Hacia lo interno: la lección de que en esta cuestión hay que obrar con valentía, sin prisa, pero sin pausa. Las oportunidades suelen ser de corta duración; por lo que, eludiendo la desesperación, no es inteligente dejar para mañana lo que se pueda hacer hoy.
¿De qué dependerá que regresemos a otra etapa de distensión? Exactamente de lo mismo que antes. De la capacidad antillana de resistir y progresar, a pesar de los esfuerzos por impedirlo de quien esté al mando en Washington. Aunque parezca increíble para algunos, habida cuenta del difícil contexto que vive Cuba en la actualidad, sigue estando en nuestras manos que en algún instante venidero se abra otra ventana para la conversación civilizada.
No lo lograremos desde la claudicación, tampoco desde la soberbia, sino desde la serenidad y la firmeza. Lidiamos con una superpotencia que “huele” la debilidad a kilómetros de distancia. Si en el 2014 se concretó el “deshielo” fue, precisamente, porque una parte del establishment estadounidense entendió que por la vía de la presión no alcanzaría su macrobjetivo: regresar a Cuba a su órbita de influencia, eliminando de una vez y por todas lo que significa la Revolución Cubana como ejemplo para las izquierdas en cualquier lugar del mundo.

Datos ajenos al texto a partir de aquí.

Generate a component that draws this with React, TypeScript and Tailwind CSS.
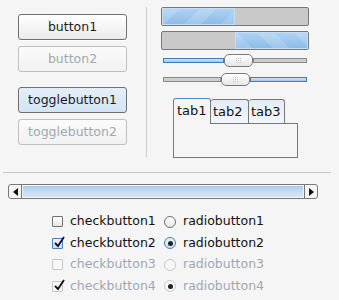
import React from "react";

const stripe =
  "bg-[repeating-linear-gradient(135deg,rgba(255,255,255,0.16)_0px,rgba(255,255,255,0.16)_12px,rgba(255,255,255,0)_12px,rgba(255,255,255,0)_26px),linear-gradient(#aed2f3,#8dbbe6)]";
const stripeRev =
  "bg-[repeating-linear-gradient(45deg,rgba(255,255,255,0.16)_0px,rgba(255,255,255,0.16)_12px,rgba(255,255,255,0)_12px,rgba(255,255,255,0)_26px),linear-gradient(#aed2f3,#8dbbe6)]";

function Button({ label, disabled, active }: { label: string; disabled?: boolean; active?: boolean }) {
  const base = "h-[26px] w-[109px] rounded-[3px] border flex items-center justify-center";
  let look = "border-[#6f6f6f] bg-[linear-gradient(#ffffff,#ebebeb)] text-[#1c1c1c] shadow-[0_1px_0_#fff]";
  if (active) look = "border-[#6f6f6f] bg-[linear-gradient(#e4eef8,#d3e4f4)] text-[#1c1c1c]";
  if (disabled) look = "border-[#c0c0c0] bg-[linear-gradient(#fbfbfb,#f1f1f1)] text-[#9ea8b2]";
  return <div className={`${base} ${look}`}>{label}</div>;
}

function Thumb() {
  return (
    <div className="w-[29px] h-[13px] rounded-[5px] border border-[#7a7a7a] bg-[linear-gradient(#ffffff,#e6e6e6)] flex items-center justify-center">
      <div className="grid grid-cols-3 gap-[1px]">
        {Array.from({ length: 9 }).map((_, i) => (
          <div key={i} className="w-[1px] h-[1px] bg-[#c4c4c4]" />
        ))}
      </div>
    </div>
  );
}

function Check({ checked, disabled }: { checked?: boolean; disabled?: boolean }) {
  const box = disabled
    ? "border-[#c8c8c8] bg-[#f7f7f7]"
    : checked
    ? "border-[#4a7fbf] bg-[linear-gradient(#e9f1fa,#cfe0f2)]"
    : "border-[#6f6f6f] bg-[linear-gradient(#ffffff,#e6e6e6)]";
  return (
    <div className={`relative w-[11px] h-[11px] rounded-[1px] border ${box}`}>
      {checked && (
        <svg viewBox="0 0 12 12" className="absolute left-[0px] top-[-3px] w-[12px] h-[12px]">
          <path d="M2 7 L5 10 L11 1" fill="none" stroke="#111" strokeWidth="1.8" />
        </svg>
      )}
    </div>
  );
}

function Radio({ checked, disabled }: { checked?: boolean; disabled?: boolean }) {
  const ring = disabled
    ? "border-[#c8c8c8] bg-[#f7f7f7]"
    : checked
    ? "border-[#4a7fbf] bg-[linear-gradient(#e9f1fa,#cfe0f2)]"
    : "border-[#6f6f6f] bg-[linear-gradient(#ffffff,#e6e6e6)]";
  return (
    <div className={`w-[12px] h-[12px] rounded-full border flex items-center justify-center ${ring}`}>
      {checked && <div className="w-[5px] h-[5px] rounded-full bg-[#222]" />}
    </div>
  );
}

const rows = [
  { n: 1, checked: false, disabled: false },
  { n: 2, checked: true, disabled: false },
  { n: 3, checked: false, disabled: true },
  { n: 4, checked: true, disabled: true },
];

export default function App() {
  return (
    <div className="w-[339px] h-[300px] bg-[#f5f5f5] text-[12.5px] overflow-hidden" style={{ fontFamily: '"DejaVu Sans", sans-serif' }}>
      <div className="flex h-[165px]">
        <div className="pl-[18px] pt-[14px] flex flex-col">
          <Button label="button1" />
          <div className="mt-[6px]"><Button label="button2" disabled /></div>
          <div className="mt-[15px]"><Button label="togglebutton1" active /></div>
          <div className="mt-[6px]"><Button label="togglebutton2" disabled /></div>
        </div>
        <div className="ml-[19px] mt-[7px] w-[1px] h-[150px] bg-[#cfcfcf]" />
        <div className="ml-[14px] pt-[7px] flex flex-col">
          <div className="w-[148px] h-[19px] rounded-[2px] border border-[#777] bg-[#c9c9c9] flex">
            <div className={`w-[73px] h-full border border-[#c4def5] ${stripe}`} />
          </div>
          <div className="mt-[5px] w-[148px] h-[19px] rounded-[2px] border border-[#777] bg-[#c9c9c9] flex justify-end">
            <div className={`w-[73px] h-full border border-[#c4def5] ${stripeRev}`} />
          </div>
          <div className="mt-[4px] ml-[2px] w-[144px] h-[13px] flex items-center">
            <div className="w-[61px] h-[5px] border border-[#3f7cc0] bg-[linear-gradient(#cfe3f7,#9fc6ec)]" />
            <Thumb />
            <div className="flex-1 h-[5px] border border-[#8a8a8a] bg-[#cdcdcd]" />
          </div>
          <div className="mt-[6px] ml-[2px] w-[144px] h-[13px] flex items-center">
            <div className="w-[58px] h-[5px] border border-[#8a8a8a] bg-[#cdcdcd]" />
            <Thumb />
            <div className="flex-1 h-[5px] border border-[#3f7cc0] bg-[linear-gradient(#cfe3f7,#9fc6ec)]" />
          </div>
          <div className="mt-[12px] ml-[12px] flex flex-col text-[13px] text-[#111]">
            <div className="flex items-end h-[25px]">
              <div className="w-[38px] rounded-t-[3px] border border-b-0 border-[#777] border-t-[#4a8ad0] bg-[#f5f5f5] pl-[3px] pt-[2px] relative z-10 -mb-[1px] h-[26px]">tab1</div>
              <div className="w-[38px] h-[24px] rounded-t-[3px] border border-b-0 border-l-0 border-[#777] bg-[linear-gradient(#e3ecf7,#f3f7fc)] pl-[2px] pt-[2px]">tab2</div>
              <div className="w-[36px] h-[24px] rounded-t-[3px] border border-b-0 border-l-0 border-[#777] bg-[linear-gradient(#e3ecf7,#f3f7fc)] pl-[2px] pt-[2px]">tab3</div>
            </div>
            <div className="w-[125px] h-[35px] border border-[#777] bg-[#f5f5f5]" />
          </div>
        </div>
      </div>
      <div className="ml-[3px] mt-[7px] w-[328px] h-[1px] bg-[#c8c8c8]" />
      <div className="ml-[8px] mt-[11px] w-[310px] h-[15px] rounded-[3px] border border-[#777] flex bg-[#f5f5f5]">
        <div className="w-[13px] h-full border-r border-[#777] flex items-center justify-center">
          <svg viewBox="0 0 5 8" className="w-[5px] h-[8px]"><path d="M5 0 L0 4 L5 8 Z" fill="#111" /></svg>
        </div>
        <div className="flex-1 m-[1px] bg-[linear-gradient(#a9cbeb,#c4dcf3,#d6e7f7)]" />
        <div className="w-[13px] h-full border-l border-[#777] flex items-center justify-center">
          <svg viewBox="0 0 5 8" className="w-[5px] h-[8px]"><path d="M0 0 L5 4 L0 8 Z" fill="#111" /></svg>
        </div>
      </div>
      <div className="ml-[52px] mt-[12px] flex flex-col">
        {rows.map((r) => (
          <div key={r.n} className={`flex items-center h-[21.5px] ${r.disabled ? "text-[#9ea8b2]" : "text-[#111]"}`}>
            <Check checked={r.checked} disabled={r.disabled} />
            <span className="ml-[7px] w-[94px]">checkbutton{r.n}</span>
            <Radio checked={r.checked} disabled={r.disabled} />
            <span className="ml-[7px]">radiobutton{r.n}</span>
          </div>
        ))}
      </div>
    </div>
  );
}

Con el 17D vivimos un cambio, aunque solo de forma, en la tradicional actitud hostil de EE.UU. hacia la Revolución; y eso fue suficiente también para descolocar a más de uno dentro de la Isla. La dinámica de la confrontación les es sumamente cómoda a los inmovilistas o a quienes pretendan esconder bajo la alfombra de esas agresiones su ineptitud.
Hace 10 años, una Cuba socialista sin bloqueo salió del apartado de las quimeras y, aunque distante, llegó a asumirse como probable. Negarse a considerarlo ahora, incluso en estas horas duras, supondría resignarse a la postura de la trinchera que, en el fondo, le teme a la batalla cultural, a la aguda lucha ideológica y al colosal reto moral que significaría construir el socialismo sin el cerco económico y comercial de los Estados Unidos.
Obviamente, cualquier otro intento de diálogo en el porvenir binacional estará atravesado por las experiencias previas. Pero antes de afirmar que todo fue en vano, recordemos que del 17D nos queda, además, el gozo inconmensurable de cinco familias cubanas: la sonrisa de Gema junto a sus padres, el beso intensísimo de Ramón a su amada, el abrazo de Tony con su madre, el saludo afable de René, el rostro feliz de Fernando. Solo eso bastaría para comprender todo lo que pudo lograrse hace 10 años.
“Nuestras relaciones son como un puente en tiempos de guerra. No voy a hablar de quién lo destruyó: creo que ustedes lo destruyeron. Ahora la guerra ha terminado y estamos reconstruyendo el puente, ladrillo tras ladrillo, a lo largo de 167 kilómetros desde Key West hasta la playa de Varadero. No es un puente que se pueda reconstruir fácilmente, tan rápido como fue destruido. Llevará mucho tiempo. Pero si cada uno reconstruye su parte del puente, podremos darnos la mano sin que haya vencedores ni vencidos”, les dijo Raúl Castro a los senadores George McGovern y James Abourezk en una fecha más distante aún de la que hemos analizado en estas líneas: el 8 de abril de 1977.
A la altura del 2024, ese puente está en ruinas, de nuevo. Mas, la crudeza del ambiente actual entre ambos países no puede llevarnos a olvidar las repercusiones que en el imaginario común tuvo el 17D. Las corrosivas expresiones de los odiadores de turno no pueden conducirnos a desterrar de nuestras mentes la posibilidad del diálogo respetuoso.